> _Listed entries_

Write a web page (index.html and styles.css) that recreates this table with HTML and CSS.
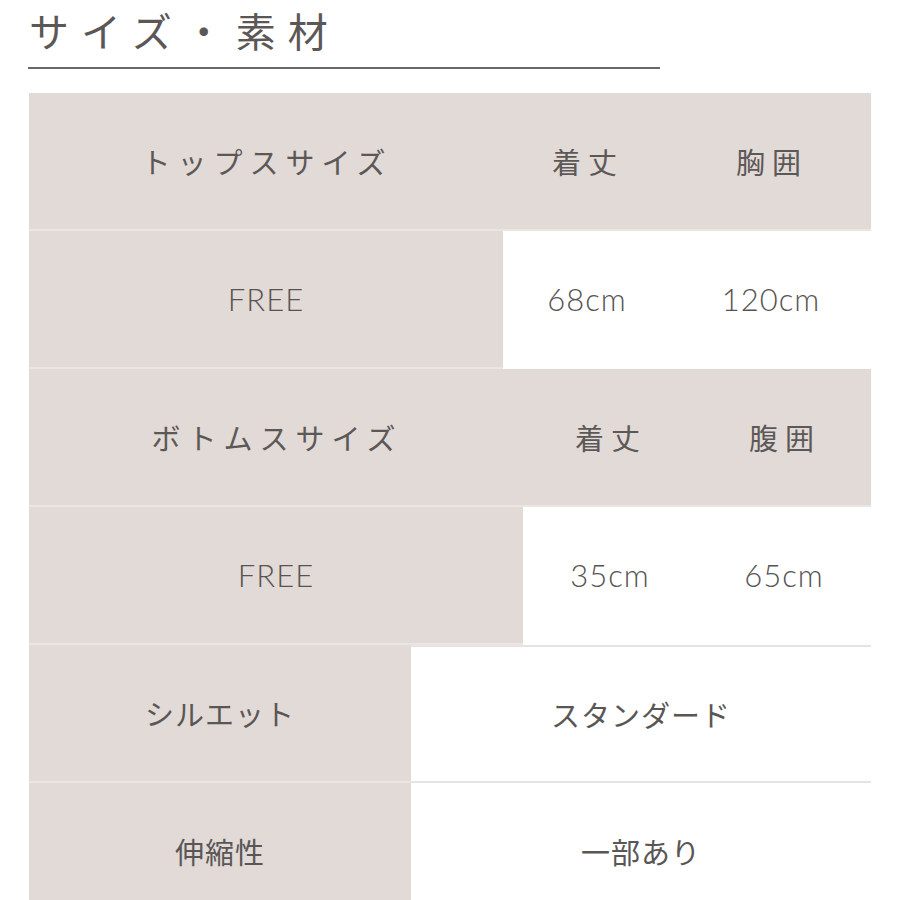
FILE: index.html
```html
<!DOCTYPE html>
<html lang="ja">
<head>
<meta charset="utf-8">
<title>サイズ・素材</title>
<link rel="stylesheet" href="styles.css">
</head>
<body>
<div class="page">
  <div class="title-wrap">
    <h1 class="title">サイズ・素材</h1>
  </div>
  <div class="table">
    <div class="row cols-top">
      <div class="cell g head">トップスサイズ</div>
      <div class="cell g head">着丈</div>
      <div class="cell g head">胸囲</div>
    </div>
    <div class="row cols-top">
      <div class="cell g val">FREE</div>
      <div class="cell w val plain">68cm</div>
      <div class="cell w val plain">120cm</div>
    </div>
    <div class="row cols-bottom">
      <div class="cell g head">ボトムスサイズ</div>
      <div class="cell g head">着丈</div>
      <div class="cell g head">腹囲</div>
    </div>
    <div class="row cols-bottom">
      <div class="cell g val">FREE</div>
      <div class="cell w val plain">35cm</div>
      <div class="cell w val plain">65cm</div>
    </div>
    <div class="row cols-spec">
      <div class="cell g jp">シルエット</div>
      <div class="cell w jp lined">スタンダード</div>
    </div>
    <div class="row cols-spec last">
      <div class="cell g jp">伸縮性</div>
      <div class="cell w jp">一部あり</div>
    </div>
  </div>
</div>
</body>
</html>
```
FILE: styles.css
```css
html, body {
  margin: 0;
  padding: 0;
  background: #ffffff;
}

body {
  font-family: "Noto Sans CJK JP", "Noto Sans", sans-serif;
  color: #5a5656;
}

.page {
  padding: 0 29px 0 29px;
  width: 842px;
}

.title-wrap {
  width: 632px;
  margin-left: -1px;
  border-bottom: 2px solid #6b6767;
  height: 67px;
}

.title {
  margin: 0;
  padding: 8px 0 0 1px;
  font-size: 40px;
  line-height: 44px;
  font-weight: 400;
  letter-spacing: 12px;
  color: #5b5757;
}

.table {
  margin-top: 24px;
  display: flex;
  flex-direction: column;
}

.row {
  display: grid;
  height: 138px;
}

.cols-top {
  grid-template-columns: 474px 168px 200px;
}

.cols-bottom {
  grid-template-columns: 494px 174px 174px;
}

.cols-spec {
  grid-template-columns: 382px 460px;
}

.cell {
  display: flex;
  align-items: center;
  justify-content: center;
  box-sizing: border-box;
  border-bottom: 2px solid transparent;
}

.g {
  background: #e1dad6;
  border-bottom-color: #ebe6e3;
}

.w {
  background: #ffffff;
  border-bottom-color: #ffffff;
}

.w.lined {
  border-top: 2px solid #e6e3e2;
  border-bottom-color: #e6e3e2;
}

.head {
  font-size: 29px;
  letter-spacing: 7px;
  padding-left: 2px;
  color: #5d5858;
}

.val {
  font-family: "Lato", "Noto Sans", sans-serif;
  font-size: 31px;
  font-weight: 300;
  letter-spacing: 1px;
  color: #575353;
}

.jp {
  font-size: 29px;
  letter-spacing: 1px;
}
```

==

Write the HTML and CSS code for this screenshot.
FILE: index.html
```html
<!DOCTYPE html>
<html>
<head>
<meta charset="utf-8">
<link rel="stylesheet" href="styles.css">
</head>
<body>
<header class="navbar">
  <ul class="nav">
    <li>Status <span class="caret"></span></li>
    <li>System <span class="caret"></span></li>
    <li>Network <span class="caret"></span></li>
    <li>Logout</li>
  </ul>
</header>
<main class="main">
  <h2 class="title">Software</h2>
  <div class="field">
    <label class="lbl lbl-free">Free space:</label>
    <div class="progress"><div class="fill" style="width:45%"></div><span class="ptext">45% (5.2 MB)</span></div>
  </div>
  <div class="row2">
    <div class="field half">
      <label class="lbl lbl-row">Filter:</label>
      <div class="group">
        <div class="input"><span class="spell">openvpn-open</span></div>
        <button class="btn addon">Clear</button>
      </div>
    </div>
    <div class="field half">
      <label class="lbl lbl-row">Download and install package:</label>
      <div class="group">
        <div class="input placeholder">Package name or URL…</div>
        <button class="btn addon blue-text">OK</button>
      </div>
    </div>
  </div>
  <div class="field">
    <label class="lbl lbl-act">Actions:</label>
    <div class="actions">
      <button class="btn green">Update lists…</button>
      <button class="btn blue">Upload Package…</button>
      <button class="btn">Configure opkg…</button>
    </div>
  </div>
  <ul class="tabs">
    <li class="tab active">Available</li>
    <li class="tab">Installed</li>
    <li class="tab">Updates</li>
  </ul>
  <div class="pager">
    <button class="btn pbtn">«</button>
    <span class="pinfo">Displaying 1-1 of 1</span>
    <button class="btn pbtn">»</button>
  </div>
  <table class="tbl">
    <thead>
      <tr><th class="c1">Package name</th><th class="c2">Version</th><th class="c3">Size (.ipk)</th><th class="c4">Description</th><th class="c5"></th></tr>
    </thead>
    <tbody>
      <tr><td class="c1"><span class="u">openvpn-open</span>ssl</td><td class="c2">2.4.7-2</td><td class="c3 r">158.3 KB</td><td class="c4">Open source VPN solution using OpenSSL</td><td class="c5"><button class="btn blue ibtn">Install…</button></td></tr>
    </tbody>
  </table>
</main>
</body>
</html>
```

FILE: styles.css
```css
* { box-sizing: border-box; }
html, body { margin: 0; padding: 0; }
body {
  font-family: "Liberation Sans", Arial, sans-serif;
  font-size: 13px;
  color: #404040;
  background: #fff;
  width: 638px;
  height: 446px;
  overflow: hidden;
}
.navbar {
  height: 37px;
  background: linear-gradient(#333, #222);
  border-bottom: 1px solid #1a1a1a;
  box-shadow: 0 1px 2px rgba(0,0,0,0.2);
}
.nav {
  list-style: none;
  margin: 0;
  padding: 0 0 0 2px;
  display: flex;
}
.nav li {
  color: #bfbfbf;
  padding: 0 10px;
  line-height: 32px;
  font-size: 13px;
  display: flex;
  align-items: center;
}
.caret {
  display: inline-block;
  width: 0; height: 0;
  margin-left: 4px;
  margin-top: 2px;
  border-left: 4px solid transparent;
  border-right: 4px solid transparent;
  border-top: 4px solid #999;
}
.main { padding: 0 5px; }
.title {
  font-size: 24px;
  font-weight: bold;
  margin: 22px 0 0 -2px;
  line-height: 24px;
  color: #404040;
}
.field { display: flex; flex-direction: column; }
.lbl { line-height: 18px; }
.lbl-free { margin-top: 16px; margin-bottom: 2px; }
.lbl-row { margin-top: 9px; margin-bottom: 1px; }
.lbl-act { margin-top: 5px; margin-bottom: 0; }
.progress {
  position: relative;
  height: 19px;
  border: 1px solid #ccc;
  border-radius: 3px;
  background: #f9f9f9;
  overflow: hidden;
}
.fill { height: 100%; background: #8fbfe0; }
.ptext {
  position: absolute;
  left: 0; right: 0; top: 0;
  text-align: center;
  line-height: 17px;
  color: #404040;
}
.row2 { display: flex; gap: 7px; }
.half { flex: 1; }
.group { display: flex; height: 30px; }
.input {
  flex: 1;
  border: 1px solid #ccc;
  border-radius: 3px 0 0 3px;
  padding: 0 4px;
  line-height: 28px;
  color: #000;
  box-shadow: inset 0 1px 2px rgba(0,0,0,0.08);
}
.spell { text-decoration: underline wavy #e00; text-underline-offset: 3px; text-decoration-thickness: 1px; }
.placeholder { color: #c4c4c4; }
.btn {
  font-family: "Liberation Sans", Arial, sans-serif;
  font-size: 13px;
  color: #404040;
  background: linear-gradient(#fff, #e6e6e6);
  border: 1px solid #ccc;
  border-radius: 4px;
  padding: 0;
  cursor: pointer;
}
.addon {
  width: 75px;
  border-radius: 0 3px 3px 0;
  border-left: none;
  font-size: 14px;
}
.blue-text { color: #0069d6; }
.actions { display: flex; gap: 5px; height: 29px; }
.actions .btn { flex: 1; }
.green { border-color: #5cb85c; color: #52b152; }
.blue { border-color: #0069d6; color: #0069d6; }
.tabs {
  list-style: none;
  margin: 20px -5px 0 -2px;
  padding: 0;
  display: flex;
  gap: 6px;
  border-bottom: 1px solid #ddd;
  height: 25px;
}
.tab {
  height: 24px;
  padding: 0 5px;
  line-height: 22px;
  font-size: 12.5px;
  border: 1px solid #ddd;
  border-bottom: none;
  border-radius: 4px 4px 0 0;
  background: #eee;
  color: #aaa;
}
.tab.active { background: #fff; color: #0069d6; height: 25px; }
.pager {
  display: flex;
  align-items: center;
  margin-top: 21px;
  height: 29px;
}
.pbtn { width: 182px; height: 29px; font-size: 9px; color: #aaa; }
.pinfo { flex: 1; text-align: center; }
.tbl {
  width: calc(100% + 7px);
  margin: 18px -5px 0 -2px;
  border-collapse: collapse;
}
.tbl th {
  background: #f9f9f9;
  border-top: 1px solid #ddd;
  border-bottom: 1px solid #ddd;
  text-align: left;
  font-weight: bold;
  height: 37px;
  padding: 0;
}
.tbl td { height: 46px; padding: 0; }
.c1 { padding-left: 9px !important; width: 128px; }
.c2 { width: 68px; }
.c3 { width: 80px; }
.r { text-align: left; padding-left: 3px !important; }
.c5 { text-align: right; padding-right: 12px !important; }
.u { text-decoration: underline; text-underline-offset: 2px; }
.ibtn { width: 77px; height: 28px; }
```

> _What is asked_
Go through the material and copy out every line with "Write" in it.

> _Result_
Write a web page (index.html and styles.css) that recreates this table with HTML and CSS.
Write the HTML and CSS code for this screenshot.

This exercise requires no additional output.